In 2002, another thick, creamy-white envelope, embossed with the royal insignia, was delivered, announcing that I had been awarded an OBE for Services to Drama.

A lot of people were quite surprised, none so more so than me. Some people think that because of my political views, I shouldn’t have accepted my OBE. Of course, I shouldn’t have; I know that. It goes against everything I believe in, but I most certainly wasn’t going to turn it down.

When you get ‘the nod’, you’re not supposed to tell anybody, and I didn’t. But the only way I could keep it to myself was to go swimming; I swam on my back and whispered happily into the chlorine-scented air, ‘I’ve got an OBE. I’ve got an OBE!’ Against all the odds I had made it, I had been honoured by the Establishment.

As the Queen was observing mourning for her mother who had just died, it was Prince Charles who performed the presentation at Buckingham Palace that day. And as he pinned on my gong, he said, ‘Oh, I am so delighted to be able to give you this.’ I was delighted too, because we have got to know each other a little over the years. I think perhaps he enjoys my enthusiasm more than his mother did: he has done more than anyone to make me a royalist.

I have to say I think Australia should choose to be a republic, but I would be very happy to have King Charles. It all started when HRH wrote me a lovely letter out of the blue about my 1998 unabridged audiobook of Oliver Twist. It was four pages in his own handwriting. Of course, I wrote back. I always write in pen, on good writing paper. I never take a copy.
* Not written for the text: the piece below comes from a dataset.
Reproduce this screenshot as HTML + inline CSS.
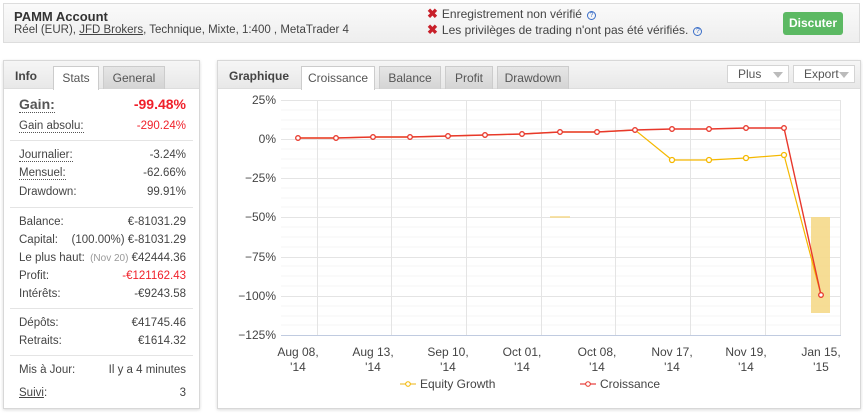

I feel protective about Prince Charles. We have met a handful of times over the years but I was amazed when Lindy my agent rang to say, ‘Prince Charles has invited you to go and spend three nights at a house party in Sandringham.’ I said, ‘Give over, that’s nonsense.’ She said, ‘No, really, they contacted us because they didn’t know your home address. They’ve sent a long list of all the things that you might need to wear.’